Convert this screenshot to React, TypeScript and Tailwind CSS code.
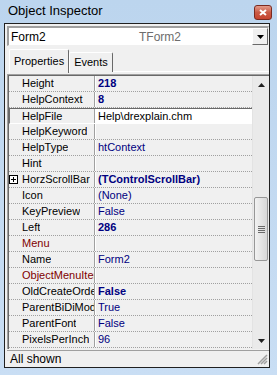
import React from "react"

type Row = {
  name: string
  value?: string
  bold?: boolean
  ref?: boolean
  selected?: boolean
  expandable?: boolean
}

const rows: Row[] = [
  { name: "Height", value: "218", bold: true },
  { name: "HelpContext", value: "8", bold: true },
  { name: "HelpFile", value: "Help\\drexplain.chm", selected: true },
  { name: "HelpKeyword" },
  { name: "HelpType", value: "htContext" },
  { name: "Hint" },
  { name: "HorzScrollBar", value: "(TControlScrollBar)", bold: true, expandable: true },
  { name: "Icon", value: "(None)" },
  { name: "KeyPreview", value: "False" },
  { name: "Left", value: "286", bold: true },
  { name: "Menu", ref: true },
  { name: "Name", value: "Form2" },
  { name: "ObjectMenuItem", ref: true },
  { name: "OldCreateOrder", value: "False", bold: true },
  { name: "ParentBiDiMode", value: "True" },
  { name: "ParentFont", value: "False" },
  { name: "PixelsPerInch", value: "96" },
]

function PropRow({ row }: { row: Row }) {
  if (row.selected) {
    return (
      <div className="flex h-[16px] border-t border-t-[#696969] border-b border-b-white border-l border-l-[#696969]">
        <div className="flex w-[85px] shrink-0 items-center overflow-hidden whitespace-nowrap border-r border-r-[#a0a0a0] pl-[12px] text-black">
          {row.name}
        </div>
        <div className="flex flex-1 items-center overflow-hidden whitespace-nowrap border-l border-l-white bg-white pl-[2px] text-black">
          {row.value}
        </div>
      </div>
    )
  }
  return (
    <div className="flex h-[16px] border-b border-dotted border-b-[#a0a0a0]">
      <div
        className={`flex w-[86px] shrink-0 items-center overflow-hidden whitespace-nowrap border-r border-r-[#a0a0a0] ${
          row.ref ? "text-[#800000]" : "text-black"
        }`}
      >
        <div className="flex w-[13px] shrink-0 items-center">
          {row.expandable && (
            <div className="flex h-[9px] w-[9px] items-center justify-center border border-black bg-white">
              <svg width="7" height="7" viewBox="0 0 7 7">
                <path d="M1 3.5h5M3.5 1v5" stroke="black" strokeWidth="1" />
              </svg>
            </div>
          )}
        </div>
        <span className="overflow-hidden">{row.name}</span>
      </div>
      <div
        className={`flex flex-1 items-center overflow-hidden whitespace-nowrap border-l border-l-white pl-[2px] text-[#000080] ${
          row.bold ? "font-bold" : ""
        }`}
      >
        {row.value}
      </div>
    </div>
  )
}

function ScrollBar() {
  return (
    <div className="flex w-[17px] shrink-0 flex-col border-l border-l-[#e3e3e3] bg-[#eaeaea]">
      <div className="flex h-[17px] items-center justify-center">
        <svg width="7" height="4" viewBox="0 0 7 4">
          <path d="M3.5 0L7 4H0z" fill="#202020" />
        </svg>
      </div>
      <div className="h-[104px]" />
      <div className="mx-[1px] flex h-[64px] items-center justify-center rounded-[2px] border border-[#979797] bg-gradient-to-r from-[#f2f2f2] to-[#d8d8d8]">
        <div className="flex flex-col gap-[1px]">
          <div className="h-[1px] w-[7px] bg-[#6a6a6a]" />
          <div className="h-[1px] w-[7px] bg-[#6a6a6a]" />
          <div className="h-[1px] w-[7px] bg-[#6a6a6a]" />
          <div className="h-[1px] w-[7px] bg-[#6a6a6a]" />
        </div>
      </div>
      <div className="flex-1" />
      <div className="flex h-[17px] items-center justify-center">
        <svg width="7" height="4" viewBox="0 0 7 4">
          <path d="M0 0H7L3.5 4z" fill="#202020" />
        </svg>
      </div>
    </div>
  )
}

export default function App() {
  return (
    <div
      className="flex h-[375px] w-[277px] flex-col bg-gradient-to-b from-[#bcd5ee] to-[#c9def4] text-[11px] leading-none"
      style={{ fontFamily: '"Liberation Sans", Arial, sans-serif' }}
    >
      {/* Title bar */}
      <div className="flex h-[23px] shrink-0 items-start justify-between pl-[8px] pr-[5px]">
        <span className="mt-[4px] text-[13px] text-black">Object Inspector</span>
        <div className="mt-[5px] flex h-[15px] w-[18px] items-center justify-center rounded-[3px] border border-[#7a2a20] bg-gradient-to-b from-[#e29a8a] via-[#c95a45] to-[#c6442f]">
          <svg width="8" height="7" viewBox="0 0 8 7">
            <path d="M1 1l6 5M7 1L1 6" stroke="white" strokeWidth="2" />
          </svg>
        </div>
      </div>

      {/* Client */}
      <div className="mb-[7px] ml-[4px] mr-[7px] flex flex-1 flex-col border border-[#202020] bg-[#f0f0f0]">
        {/* Combo box */}
        <div className="ml-[2px] mt-[2px] flex h-[20px] border-t-2 border-l-2 border-t-[#a0a0a0] border-l-[#a0a0a0] border-b border-r border-b-[#f0f0f0] border-r-[#f0f0f0] bg-white">
          <div className="flex flex-1 items-center whitespace-nowrap pl-[2px] text-[12px]">
            <span className="w-[128px] text-black">Form2</span>
            <span className="text-[#6d6d6d]">TForm2</span>
          </div>
          <div className="flex w-[16px] items-center justify-center border-t border-l border-t-white border-l-white border-b border-r border-b-[#696969] border-r-[#696969] bg-[#f0f0f0]">
            <svg width="7" height="4" viewBox="0 0 7 4">
              <path d="M0 0H7L3.5 4z" fill="black" />
            </svg>
          </div>
        </div>

        {/* Tabs */}
        <div className="ml-[4px] mt-[2px] flex h-[24px] items-end text-[11px]">
          <div className="z-10 -mb-[1px] flex h-[24px] items-center rounded-t-[2px] border-t border-l border-t-white border-l-white border-r border-r-[#696969] bg-[#f0f0f0] px-[4px] text-black">
            Properties
          </div>
          <div className="flex h-[20px] items-center rounded-t-[2px] border-t border-l border-t-white border-l-white border-r border-r-[#696969] px-[4px] text-black">
            Events
          </div>
          <div className="flex-1 border-b border-b-white" />
        </div>

        {/* Grid */}
        <div className="ml-[2px] mt-[2px] flex h-[275px] border-t border-l border-t-[#a0a0a0] border-l-[#a0a0a0]">
          <div className="flex flex-1 border-t border-l border-t-[#696969] border-l-[#696969]">
            <div className="flex flex-1 flex-col">
              {rows.map((r) => (
                <PropRow key={r.name} row={r} />
              ))}
            </div>
            <ScrollBar />
          </div>
        </div>

        {/* Status bar */}
        <div className="ml-[2px] mt-[1px] flex flex-1 items-center justify-between border-t border-t-[#a0a0a0] pl-[3px] pr-[1px]">
          <span className="text-[12px] text-black">All shown</span>
          <svg width="11" height="11" viewBox="0 0 11 11">
            <path d="M10 1L1 10M10 4L4 10M10 7L7 10" stroke="#a0a0a0" strokeWidth="1.5" />
          </svg>
        </div>
      </div>
    </div>
  )
}
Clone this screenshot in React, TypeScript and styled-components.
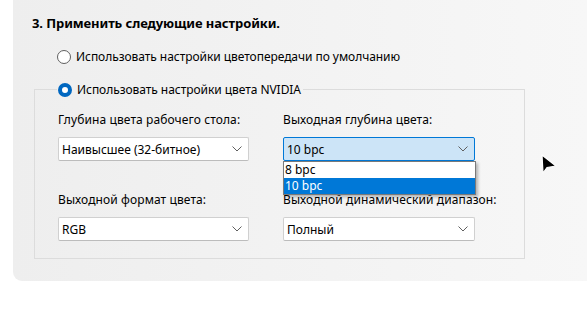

· · · ·

## What needs to be done
Return every line above that contains the word "screenshot".

## Solved problem
Convert this screenshot to React, TypeScript and Tailwind CSS code.
Clone this screenshot in React, TypeScript and styled-components.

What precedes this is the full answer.